◆ **Instruction**: Please copy out exactly, and only, the lines between the line with "Write a component" and the line with "import React from 'react'", both included. Pictures are to be omitted.

Interface markup and scripts:
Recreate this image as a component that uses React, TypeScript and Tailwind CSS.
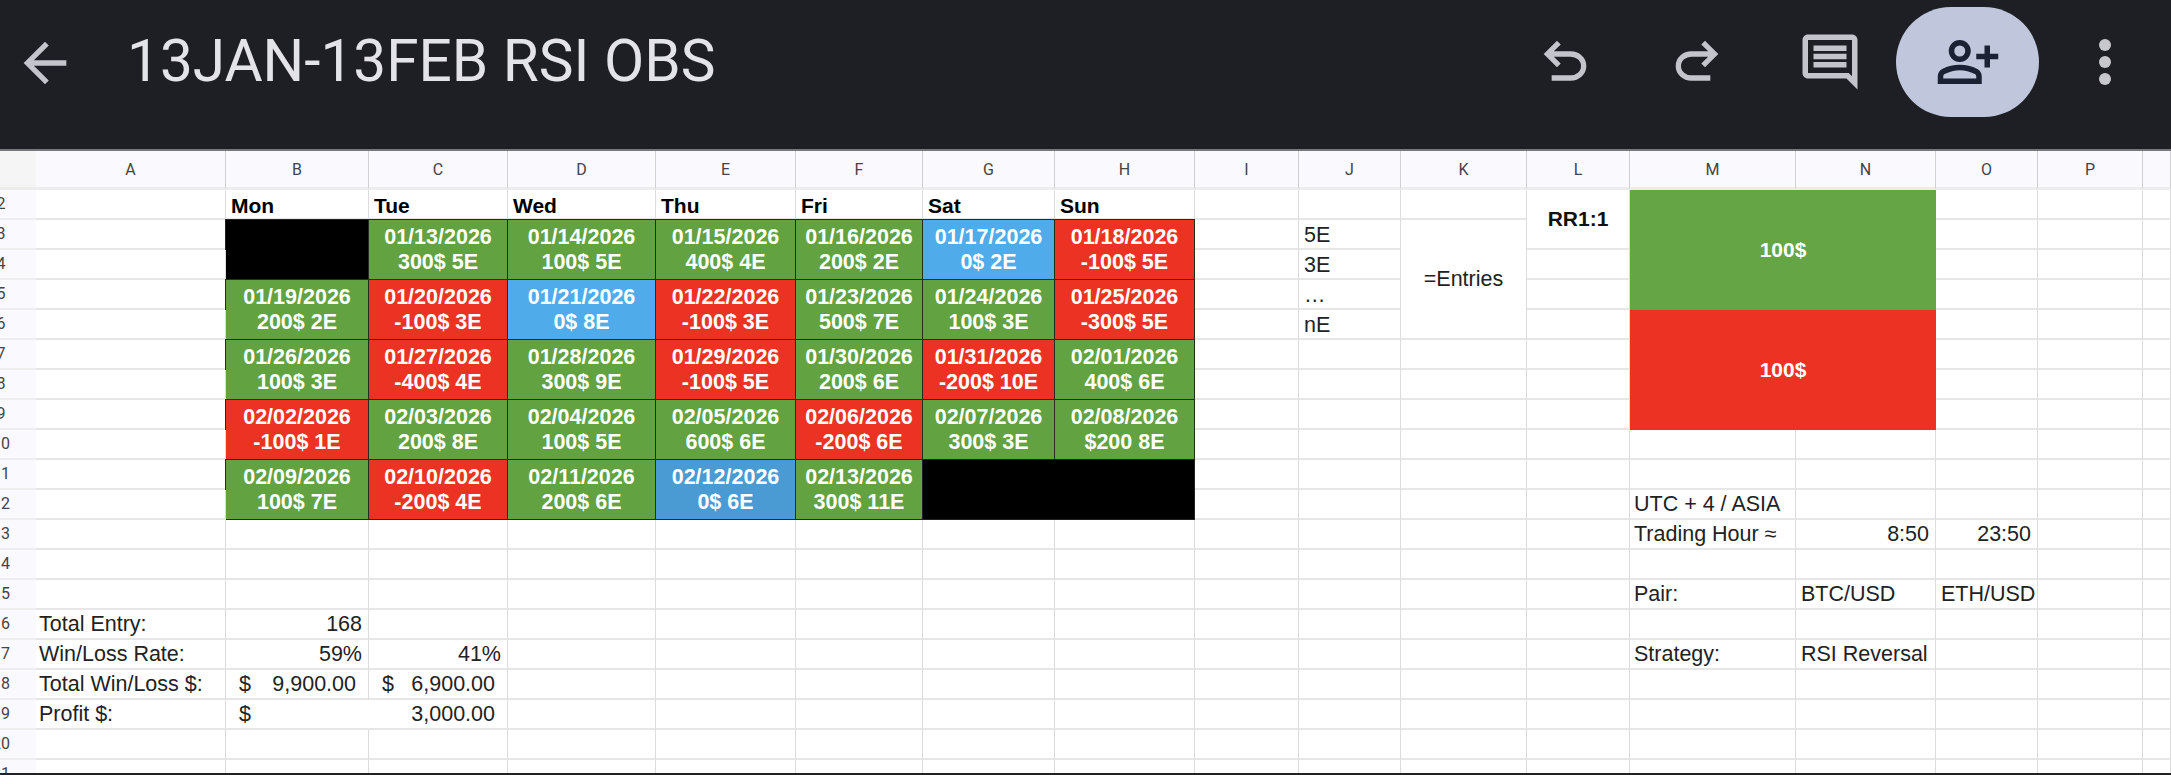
import { Fragment, type ReactNode } from "react";

const columns = "ABCDEFGHIJKLMNOPQ".split("");
const rows = Array.from({ length: 20 }, (_, i) => i + 2);

const green = "bg-[#62a241]";
const red = "bg-[#ec3323]";
const blue = "bg-[#4fabea]";

const days: Record<string, [string, string, string]> = {
  C3: ["01/13/2026", "300$ 5E", green],
  D3: ["01/14/2026", "100$ 5E", green],
  E3: ["01/15/2026", "400$ 4E", green],
  F3: ["01/16/2026", "200$ 2E", green],
  G3: ["01/17/2026", "0$ 2E", blue],
  H3: ["01/18/2026", "-100$ 5E", red],
  B5: ["01/19/2026", "200$ 2E", green],
  C5: ["01/20/2026", "-100$ 3E", red],
  D5: ["01/21/2026", "0$ 8E", blue],
  E5: ["01/22/2026", "-100$ 3E", red],
  F5: ["01/23/2026", "500$ 7E", green],
  G5: ["01/24/2026", "100$ 3E", green],
  H5: ["01/25/2026", "-300$ 5E", red],
  B7: ["01/26/2026", "100$ 3E", green],
  C7: ["01/27/2026", "-400$ 4E", red],
  D7: ["01/28/2026", "300$ 9E", green],
  E7: ["01/29/2026", "-100$ 5E", red],
  F7: ["01/30/2026", "200$ 6E", green],
  G7: ["01/31/2026", "-200$ 10E", red],
  H7: ["02/01/2026", "400$ 6E", green],
  B9: ["02/02/2026", "-100$ 1E", red],
  C9: ["02/03/2026", "200$ 8E", green],
  D9: ["02/04/2026", "100$ 5E", green],
  E9: ["02/05/2026", "600$ 6E", green],
  F9: ["02/06/2026", "-200$ 6E", red],
  G9: ["02/07/2026", "300$ 3E", green],
  H9: ["02/08/2026", "$200 8E", green],
  B11: ["02/09/2026", "100$ 7E", green],
  C11: ["02/10/2026", "-200$ 4E", red],
  D11: ["02/11/2026", "200$ 6E", green],
  E11: ["02/12/2026", "0$ 6E", "bg-[#4a9ad4]"],
  F11: ["02/13/2026", "300$ 11E", green],
};

const bold: Record<string, string> = {
  B2: "Mon",
  C2: "Tue",
  D2: "Wed",
  E2: "Thu",
  F2: "Fri",
  G2: "Sat",
  H2: "Sun",
};

const leftText: Record<string, string> = {
  A16: "Total Entry:",
  A17: "Win/Loss Rate:",
  A18: "Total Win/Loss $:",
  A19: "Profit $:",
  J3: "5E",
  J4: "3E",
  J5: "…",
  J6: "nE",
  M12: "UTC + 4 / ASIA",
  M13: "Trading Hour ≈",
  M15: "Pair:",
  N15: "BTC/USD",
  O15: "ETH/USD",
  M17: "Strategy:",
  N17: "RSI Reversal",
};

const rightText: Record<string, string> = {
  B16: "168",
  B17: "59%",
  C17: "41%",
  N13: "8:50",
  O13: "23:50",
};

// cells swallowed by a merged neighbour, auto placement fills them from the span
const covered = new Set([
  "B4",
  ...["C", "D", "E", "F", "G", "H"].flatMap((c) => [4, 6, 8, 10, 12].map((r) => c + r)),
  "B6",
  "B8",
  "B10",
  "B12",
  "H11",
  "K4",
  "K5",
  "K6",
  "L3",
  "C19",
  ...[2, 3, 4, 5, 6, 7, 8, 9].flatMap((r) => (r === 2 || r === 6 ? ["N" + r] : ["M" + r, "N" + r])),
]);

const gridLine = "border-r border-b-2 border-r-[#dcdcdc] border-b-[#e6e6e6]";

function Text({ children, right, inset }: { children: ReactNode; right?: boolean; inset: string }) {
  return (
    <div
      className={`${gridLine} flex items-end overflow-visible whitespace-nowrap text-[21.5px] leading-[26px] text-[#222] ${
        right ? "justify-end pb-px pr-[6px]" : inset
      }`}
    >
      {children}
    </div>
  );
}

function Cell({ id }: { id: string }) {
  if (covered.has(id)) return null;

  if (days[id]) {
    const [date, result, color] = days[id];
    return (
      <div
        className={`${color} row-span-2 -ml-px -mt-px flex flex-col items-center justify-center border border-[#233018] text-[21.5px] font-bold leading-[25px] text-white`}
      >
        <span>{date}</span>
        <span>{result}</span>
      </div>
    );
  }

  if (id === "B3") return <div className="row-span-2 -ml-px -mt-px border border-[#222] bg-black" />;
  if (id === "G11") return <div className="col-span-2 row-span-2 -ml-px -mt-px border border-[#222] bg-black" />;

  if (id === "M2" || id === "M6") {
    return (
      <div
        className={`col-span-2 row-span-4 flex items-center justify-center text-[21px] font-bold text-white ${
          id === "M2" ? "bg-[#66a545]" : "bg-[#ec3323]"
        }`}
      >
        100$
      </div>
    );
  }

  if (id === "K3") {
    return (
      <div className={`${gridLine} row-span-4 flex items-center justify-center text-[21.5px] text-[#222]`}>=Entries</div>
    );
  }

  if (id === "L2") {
    return (
      <div className={`${gridLine} row-span-2 flex items-center justify-center text-[21px] font-bold text-[#111]`}>
        RR1:1
      </div>
    );
  }

  if (id === "B18" || id === "C18") {
    return (
      <div className={`${gridLine} flex items-end justify-between pb-px pl-[13px] pr-[12px] text-[21.5px] leading-[26px] text-[#222]`}>
        <span>$</span>
        <span>{id === "B18" ? "9,900.00" : "6,900.00"}</span>
      </div>
    );
  }

  if (id === "B19") {
    return (
      <div className={`${gridLine} col-span-2 flex items-end justify-between pb-px pl-[13px] pr-[12px] text-[21.5px] leading-[26px] text-[#222]`}>
        <span>$</span>
        <span>3,000.00</span>
      </div>
    );
  }

  if (bold[id]) {
    return (
      <div className={`${gridLine} flex items-end pl-[5px] text-[21px] font-bold leading-[24px] text-black`}>
        {bold[id]}
      </div>
    );
  }

  if (leftText[id]) {
    const inset =
      id[0] === "A" ? "pb-px pl-[3px]" : id[0] === "M" ? "pb-px pl-[4px]" : id[0] === "J" ? "pl-[5px]" : "pb-px pl-[5px]";
    return <Text inset={inset}>{leftText[id]}</Text>;
  }
  if (rightText[id]) {
    return (
      <Text right inset="">
        {rightText[id]}
      </Text>
    );
  }

  return <div className={gridLine} />;
}

function HeaderIcon({ d, className }: { d: string; className: string }) {
  return (
    <svg viewBox="0 0 24 24" fill="currentColor" className={className}>
      <path d={d} />
    </svg>
  );
}

export default function App() {
  return (
    <div className="flex h-[775px] flex-col overflow-hidden bg-white font-['Liberation_Sans',Arial,sans-serif]">
      <header className="flex h-[151px] shrink-0 items-center border-b-2 border-[#77787c] bg-[#1e1f24] text-[#c4c5cc]">
        <HeaderIcon
          className="ml-[13px] h-[64px] w-[64px] -translate-y-[12px]"
          d="M20 11H7.83l5.59-5.59L12 4l-8 8 8 8 1.41-1.41L7.83 13H20z"
        />
        <h1 className="ml-[50px] -translate-y-[13px] font-['Roboto',sans-serif] text-[58.5px] font-normal leading-none text-[#e3e3e8]">
          13JAN-13FEB RSI OBS
        </h1>
        <div className="ml-auto flex -translate-y-[13px] items-center">
          <HeaderIcon
            className="h-[64px] w-[64px]"
            d="M7 19v-2h7.1q1.575 0 2.738-1T18 13.5T16.838 11T14.1 10H7.8l2.6 2.6L9 14 4 9l5-5 1.4 1.4L7.8 8h6.3q2.425 0 4.163 1.575T20 13.5t-1.737 3.925T14.1 19z"
          />
          <HeaderIcon
            className="ml-[68px] h-[64px] w-[64px]"
            d="M9.9 19q-2.425 0-4.163-1.575T4 13.5t1.738-3.925T9.9 8h6.3l-2.6-2.6L15 4l5 5-5 5-1.4-1.4 2.6-2.6H9.9q-1.575 0-2.738 1T6 13.5T7.163 16 9.9 17H17v2z"
          />
          <svg viewBox="0 0 24 24" fill="currentColor" className="ml-[68px] h-[66px] w-[66px]">
            <path d="M20 17.17 18.83 16H4V4h16v13.17zM20 2H4c-1.1 0-2 .9-2 2v12c0 1.1.9 2 2 2h14l4 4V4c0-1.1-.9-2-2-2z" />
            <path d="M6 12h12v2H6zM6 9h12v2H6zM6 6h12v2H6z" />
          </svg>
          <button
            type="button"
            className="ml-[33px] flex h-[110px] w-[143px] items-center justify-center rounded-[55px] bg-[#c0c7dc] text-[#1a2233]"
          >
            <HeaderIcon
              className="h-[66px] w-[66px]"
              d="M18 14v-3h-3V9h3V6h2v3h3v2h-3v3zm-9-2q-1.65 0-2.825-1.175T5 8t1.175-2.825T9 4t2.825 1.175T13 8t-1.175 2.825T9 12m-8 8v-2.8q0-.85.438-1.562T2.6 14.55q1.55-.775 3.15-1.162T9 13t3.25.388 3.15 1.162q.725.375 1.163 1.088T17 17.2V20zm2-2h12v-.8q0-.275-.137-.5t-.363-.35q-1.35-.675-2.725-1.012T9 15t-2.775.338-2.725 1.012q-.225.125-.363.35T3 17.2zm6-8q.825 0 1.413-.587T11 8t-.587-1.412T9 6t-1.412.588T7 8t.588 1.413T9 10"
            />
          </button>
          <div className="ml-[60px] mr-[60px] flex flex-col gap-[5px]">
            <span className="h-[12px] w-[12px] rounded-full bg-[#c8c8cc]" />
            <span className="h-[12px] w-[12px] rounded-full bg-[#c8c8cc]" />
            <span className="h-[12px] w-[12px] rounded-full bg-[#c8c8cc]" />
          </div>
        </div>
      </header>

      <div className="grid h-[622px] shrink-0 grid-cols-[36px_190px_143px_139px_148px_140px_127px_132px_140px_104px_102px_126px_103px_166px_140px_102px_105px_1fr] grid-rows-[39px_repeat(20,30px)] overflow-hidden">
        <div className="border-b-[3px] border-[#ececec] bg-[#f5f5f5]" />
        {columns.map((c) => (
          <div
            key={c}
            className="flex items-center justify-center border-b-[3px] border-r border-b-[#ececec] border-r-[#d0d0d4] bg-[#f9f9fe] pt-px font-['Roboto',sans-serif] text-[16px] text-[#444]"
          >
            {c === "Q" ? "" : c}
          </div>
        ))}
        {rows.map((r) => (
          <Fragment key={r}>
            {/* the row numbers are centred on the screen edge, so the picture cuts them */}
            <div className="flex items-center overflow-hidden border-b-2 border-[#eeeeee] bg-[#f9f9fe] font-['Roboto',sans-serif] text-[16px] text-[#444]">
              <span className="flex w-[2px] justify-center whitespace-nowrap">{r}</span>
            </div>
            {columns.map((c) => (
              <Cell key={c + r} id={c + r} />
            ))}
          </Fragment>
        ))}
      </div>
      <div className="h-[2px] bg-[#222]" />
    </div>
  );
}
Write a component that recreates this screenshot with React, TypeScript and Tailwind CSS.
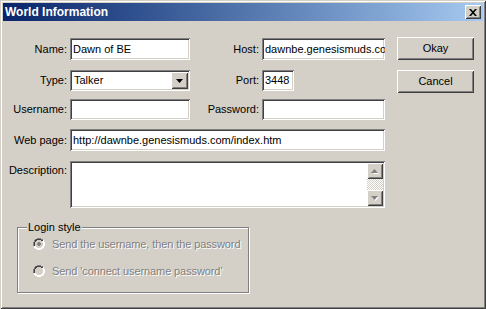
import React from 'react'

const sunken =
  'bg-white shadow-[inset_1px_1px_0_#808080,inset_-1px_-1px_0_#ffffff,inset_2px_2px_0_#404040,inset_-2px_-2px_0_#d4d0c8]'
const raised =
  'bg-[#d4d0c8] shadow-[inset_1px_1px_0_#ffffff,inset_-1px_-1px_0_#404040,inset_2px_2px_0_#d4d0c8,inset_-2px_-2px_0_#808080]'

function Label({ children, w }: { children: React.ReactNode; w: string }) {
  return <div className={`${w} text-right whitespace-nowrap`}>{children}</div>
}

function Field({ value, w, h = 'h-[21px]' }: { value?: string; w: string; h?: string }) {
  return (
    <div className={`${sunken} ${w} ${h} flex items-center pl-[3px] pr-[2px] overflow-hidden whitespace-nowrap`}>
      {value}
    </div>
  )
}

function Radio({ checked, label }: { checked?: boolean; label: string }) {
  return (
    <div className="flex items-center gap-[7px] leading-[16px]">
      <svg width="12" height="12" viewBox="0 0 12 12">
        <path d="M4 0h4v1h2v1h1v2h1v4h-1v2h-1v1h-2v1h-4v-1h-2v-1h-1v-2h-1v-4h1v-2h1v-1h2z" fill="#ffffff" />
        <path d="M4 0h4v1h2v1h-2v-1h-4v1h-2v2h-1v4h-1v-4h1v-2h1v-1h2z" fill="#808080" />
        <path d="M4 1h4v1h2v1h-2v-1h-4v1h-1v1h-1v4h-1v-4h1v-2h1v-1h2z" fill="#404040" />
        <path d="M4 2h4v1h1v1h1v4h-1v1h-1v1h-4v-1h-1v-1h-1v-4h1v-1h1z" fill="#d4d0c8" />
        {checked && <path d="M5 4h2v1h1v2h-1v1h-2v-1h-1v-2h1z" fill="#808080" />}
      </svg>
      <span className="text-[#808080] tracking-[-0.1px] [text-shadow:1px_1px_0_#ffffff]">{label}</span>
    </div>
  )
}

export default function App() {
  return (
    <div
      className="w-[486px] h-[309px] bg-[#d4d0c8] p-[3px] text-[11px] text-black shadow-[inset_1px_1px_0_#d4d0c8,inset_-1px_-1px_0_#404040,inset_2px_2px_0_#ffffff,inset_-2px_-2px_0_#808080]"
      style={{ fontFamily: '"Liberation Sans", Arial, sans-serif' }}
    >
      {/* Title bar */}
      <div className="h-[18px] flex items-center justify-between pl-[2px] pr-[2px] bg-linear-to-r from-[#0a246a] to-[#a6caf0]">
        <span className="text-white font-bold text-[12px] leading-none">World Information</span>
        <div className={`${raised} w-[16px] h-[14px] flex items-center justify-center`}>
          <svg width="8" height="7" viewBox="0 0 8 7">
            <path d="M0 0h2l2 2.3 2-2.3h2l-3 3.5 3 3.5h-2l-2-2.3-2 2.3h-2l3-3.5z" fill="#000" />
          </svg>
        </div>
      </div>

      <div className="flex pl-[4px] pt-[17px]">
        {/* Form */}
        <div className="flex flex-col">
          <div className="flex items-center gap-[3px]">
            <Label w="w-[60px]">Name:</Label>
            <Field value="Dawn of BE" w="w-[120px]" h="h-[22px]" />
            <Label w="w-[66px]">Host:</Label>
            <Field value="dawnbe.genesismuds.com" w="w-[123px]" h="h-[22px]" />
          </div>

          <div className="flex items-center gap-[3px] mt-[10px]">
            <Label w="w-[60px]">Type:</Label>
            <div className={`${sunken} w-[120px] h-[21px] flex items-center justify-between pl-[4px] pr-[2px]`}>
              <span>Talker</span>
              <div className={`${raised} w-[17px] h-[17px] flex items-center justify-center`}>
                <svg width="7" height="4" viewBox="0 0 7 4">
                  <path d="M0 0h7l-3.5 4z" fill="#000" />
                </svg>
              </div>
            </div>
            <Label w="w-[66px]">Port:</Label>
            <Field value="3448" w="w-[32px]" />
          </div>

          <div className="flex items-center gap-[3px] mt-[8px]">
            <Label w="w-[60px]">Username:</Label>
            <Field w="w-[120px]" />
            <Label w="w-[66px]">Password:</Label>
            <Field w="w-[123px]" />
          </div>

          <div className="flex items-center gap-[3px] mt-[9px]">
            <Label w="w-[60px]">Web page:</Label>
            <Field value="http://dawnbe.genesismuds.com/index.htm" w="w-[315px]" h="h-[22px]" />
          </div>

          <div className="flex items-start gap-[3px] mt-[10px]">
            <Label w="w-[60px]">
              <div className="pt-[1px]">Description:</div>
            </Label>
            <div className={`${sunken} w-[315px] h-[47px] flex justify-end p-[2px]`}>
              <div className="w-[16px] h-full flex flex-col">
                <div className={`${raised} w-[16px] h-[16px] flex items-center justify-center`}>
                  <svg width="8" height="5" viewBox="0 0 8 5">
                    <path d="M4 1l3 3h-6z" fill="#ffffff" transform="translate(1 1)" />
                    <path d="M3.5 0l3.5 4h-7z" fill="#808080" />
                  </svg>
                </div>
                <div className="flex-1 bg-[repeating-conic-gradient(#ffffff_0_25%,#d4d0c8_0_50%)] bg-[length:2px_2px]" />
                <div className={`${raised} w-[16px] h-[16px] flex items-center justify-center`}>
                  <svg width="8" height="5" viewBox="0 0 8 5">
                    <path d="M1 1h7l-3.5 4z" fill="#ffffff" />
                    <path d="M0 0h7l-3.5 4z" fill="#808080" />
                  </svg>
                </div>
              </div>
            </div>
          </div>

          {/* Login style group */}
          <div className="ml-[10px] mt-[19px] w-[232px] h-[66px] border border-[#808080] shadow-[inset_1px_1px_0_#ffffff,1px_1px_0_#ffffff] flex flex-col items-start pl-[15px]">
            <span className="-mt-[9px] -ml-[6px] px-[1px] bg-[#d4d0c8] leading-[16px]">Login style</span>
            <div className="flex flex-col gap-[11px] mt-[1px]">
              <Radio checked label="Send the username, then the password" />
              <Radio label="Send 'connect username password'" />
            </div>
          </div>
        </div>

        {/* Buttons */}
        <div className="flex flex-col gap-[10px] ml-[12px] -mt-[1px]">
          <div className={`${raised} w-[77px] h-[23px] flex items-center justify-center`}>Okay</div>
          <div className={`${raised} w-[77px] h-[23px] flex items-center justify-center`}>Cancel</div>
        </div>
      </div>
    </div>
  )
}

◆ **Answer for this exercise**:
Write a component that recreates this screenshot with React, TypeScript and Tailwind CSS.
import React from 'react'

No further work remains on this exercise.